O ministro da Cultura, Gilberto Gil, disse ontem em uma nota que o Banco do Brasil violou a Constituição ao decidir retirar o trabalho de Márcia X da mostra "Erotica - Os Sentidos da Arte", em cartaz no CCBB (Centro Cultural Banco do Brasil) do Rio.
A obra censurada pela direção do Banco do Brasil mostra dois pênis feitos com terços religiosos.
Um trecho da nota diz o seguinte: "Segundo a Constituição brasileira, é "livre a expressão da atividade intelectual, artística, científica e de comunicação, independentemente de censura ou licença". Por isso, não pode haver mais em nosso país nenhum tipo de interdição a obras de arte e a outras formas de expressão".
O ministro emitiu a nota após um questionamento da Folha --o jornal queria saber o que Gil achara da decisão do BB de retirar a obra da exposição.
"Toda censura é inaceitável. Os critérios para seleção de obras exibidas numa exposição devem ser de natureza estética, sob a responsabilidade de curadores ou de quem for designado para a tarefa", afirma o texto.
"Acreditamos na capacidade de discernimento crítico dos espectadores e do público em geral. Assim como acreditamos que toda tutela na relação entre obra de arte e espectador é inaceitável."

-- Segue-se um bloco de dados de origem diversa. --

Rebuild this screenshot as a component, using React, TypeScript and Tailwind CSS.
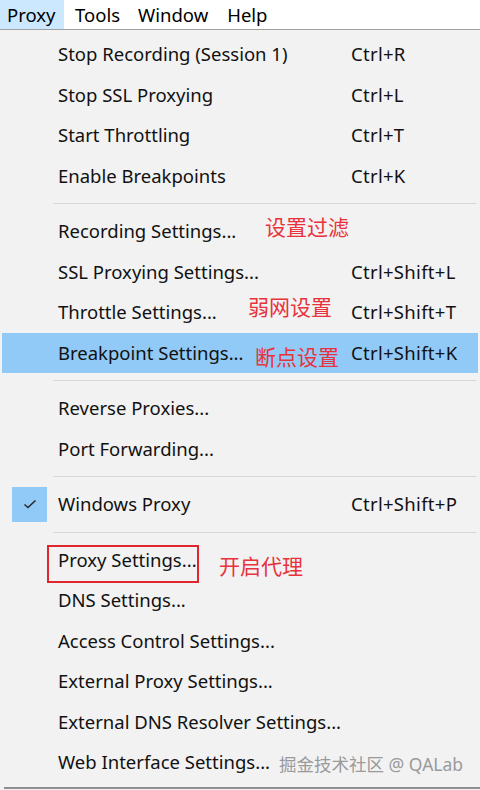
import React from 'react';

type Item =
  | { kind: 'sep' }
  | {
      kind: 'item';
      label: string;
      shortcut?: string;
      active?: boolean;
      checked?: boolean;
      boxed?: boolean;
      note?: { text: string; className: string };
    };

const ITEMS: Item[] = [
  { kind: 'item', label: 'Stop Recording (Session 1)', shortcut: 'Ctrl+R' },
  { kind: 'item', label: 'Stop SSL Proxying', shortcut: 'Ctrl+L' },
  { kind: 'item', label: 'Start Throttling', shortcut: 'Ctrl+T' },
  { kind: 'item', label: 'Enable Breakpoints', shortcut: 'Ctrl+K' },
  { kind: 'sep' },
  { kind: 'item', label: 'Recording Settings...', note: { text: '设置过滤', className: 'left-[263px] top-[6px]' } },
  { kind: 'item', label: 'SSL Proxying Settings...', shortcut: 'Ctrl+Shift+L' },
  { kind: 'item', label: 'Throttle Settings...', shortcut: 'Ctrl+Shift+T', note: { text: '弱网设置', className: 'left-[246px] top-[5px]' } },
  { kind: 'item', label: 'Breakpoint Settings...', shortcut: 'Ctrl+Shift+K', active: true, note: { text: '断点设置', className: 'left-[253px] top-[14px]' } },
  { kind: 'sep' },
  { kind: 'item', label: 'Reverse Proxies...' },
  { kind: 'item', label: 'Port Forwarding...' },
  { kind: 'sep' },
  { kind: 'item', label: 'Windows Proxy', shortcut: 'Ctrl+Shift+P', checked: true },
  { kind: 'sep' },
  { kind: 'item', label: 'Proxy Settings...', boxed: true, note: { text: '开启代理', className: 'left-[217px] top-[16px]' } },
  { kind: 'item', label: 'DNS Settings...' },
  { kind: 'item', label: 'Access Control Settings...' },
  { kind: 'item', label: 'External Proxy Settings...' },
  { kind: 'item', label: 'External DNS Resolver Settings...' },
  { kind: 'item', label: 'Web Interface Settings...' },
];

const FONT = { fontFamily: '"Noto Sans", "Noto Sans CJK SC", sans-serif' };

function Row({ item }: { item: Extract<Item, { kind: 'item' }> }) {
  return (
    <div className={`relative h-[40.5px] flex items-center mx-[2px] ${item.active ? 'bg-[#91c9f7]' : ''}`}>
      <div className="w-[56px] flex-shrink-0 flex justify-center">
        {item.checked && (
          <div className="w-[35px] h-[35px] ml-[-1px] bg-[#91c9f7] flex items-center justify-center">
            <svg width="16" height="12" viewBox="0 0 16 12" fill="none">
              <path d="M2.5 6.5 L6 9.5 L13.5 2.5" stroke="#2b2b2b" strokeWidth="1.6" />
            </svg>
          </div>
        )}
      </div>
      <div className="w-[293px] flex-shrink-0 text-[18.5px] text-[#111] whitespace-nowrap">{item.label}</div>
      <div className="text-[18.5px] tracking-[0.3px] text-[#111] whitespace-nowrap">{item.shortcut}</div>
      {item.boxed && (
        <div className="absolute left-[45px] top-[5.5px] w-[152px] h-[38px] border-2 border-[#e0262e]" />
      )}
      {item.note && (
        <span className={`absolute text-[21px] leading-none text-[#e8333c] ${item.note.className}`}>{item.note.text}</span>
      )}
    </div>
  );
}

export default function App() {
  return (
    <div className="w-[480px] h-[790px] overflow-hidden bg-[#f2f2f2] relative" style={FONT}>
      {/* menu bar */}
      <div className="h-[30px] bg-white flex items-center text-[18.5px] text-black border-b border-[#a0a0a0]">
        <div className="h-full w-[64px] bg-[#cce8ff] flex items-center pl-[7px]">Proxy</div>
        <div className="pl-[11px]">Tools</div>
        <div className="pl-[18px]">Window</div>
        <div className="pl-[19px]">Help</div>
      </div>

      <div className="pt-[4px]">
        {ITEMS.map((it, i) =>
          it.kind === 'sep' ? (
            <div key={i} className="h-[15px] flex items-center pl-[53px] pr-[4px]">
              <div className="h-px w-full bg-[#d7d7d7]" />
            </div>
          ) : (
            <Row key={i} item={it} />
          )
        )}
      </div>

      <span className="absolute left-[279px] top-[751px] text-[17.5px] text-[#9a9a9a] whitespace-nowrap">
        掘金技术社区 @ QALab
      </span>

      <div className="absolute left-[4px] right-0 bottom-[1px] h-[2px] bg-[#8f8f8f]" />
    </div>
  );
}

O ministro diz esperar que o Banco do Brasil reveja sua decisão "em nome da liberdade garantida por lei". Antes de Gil, o presidente da Funarte, Antonio Grassi, havia criticado a decisão do BB de censurar o trabalho de Márcia X.
"Decisão corporativa"
Procurada pela Folha, a assessoria do BB afirmou que a direção do banco estatal respeitava a posição do ministro, mas que não comentaria a nota por enquanto.
Ontem à noite, diretores do banco se reuniram com a produtora de "Erotica", Maria Ignez Mantovani Franco, para decidir o que fazer com a próxima etapa da mostra, em Brasília, que será inaugurada no próximo dia 15, se o cronograma não for alterado. Os integrantes da Opus Christi querem que a obra "Desenhando com Terços", de Márcia X (1959-2005), também seja excluída da exposição em Brasília.
A direção do Banco do Brasil decidiu retirar o trabalho da exposição "Erotica" no último dia 20 depois de receber cerca de 800 e-mails de uma corrente dirigida pelo grupo católico Opus Christi, segundo a assessoria do banco.
O BB diz que a retirada da obra não foi ato de censura. Foi uma "decisão corporativa", segundo a expressão da assessoria do órgão. Os católicos ligados ao grupo ameaçavam cancelar suas contas no banco se a obra não fosse retirada da mostra. O BB dobrou-se diante da ameaça.
A exposição foi vista por 56 mil pessoas em São Paulo, sem qualquer tipo de incidente.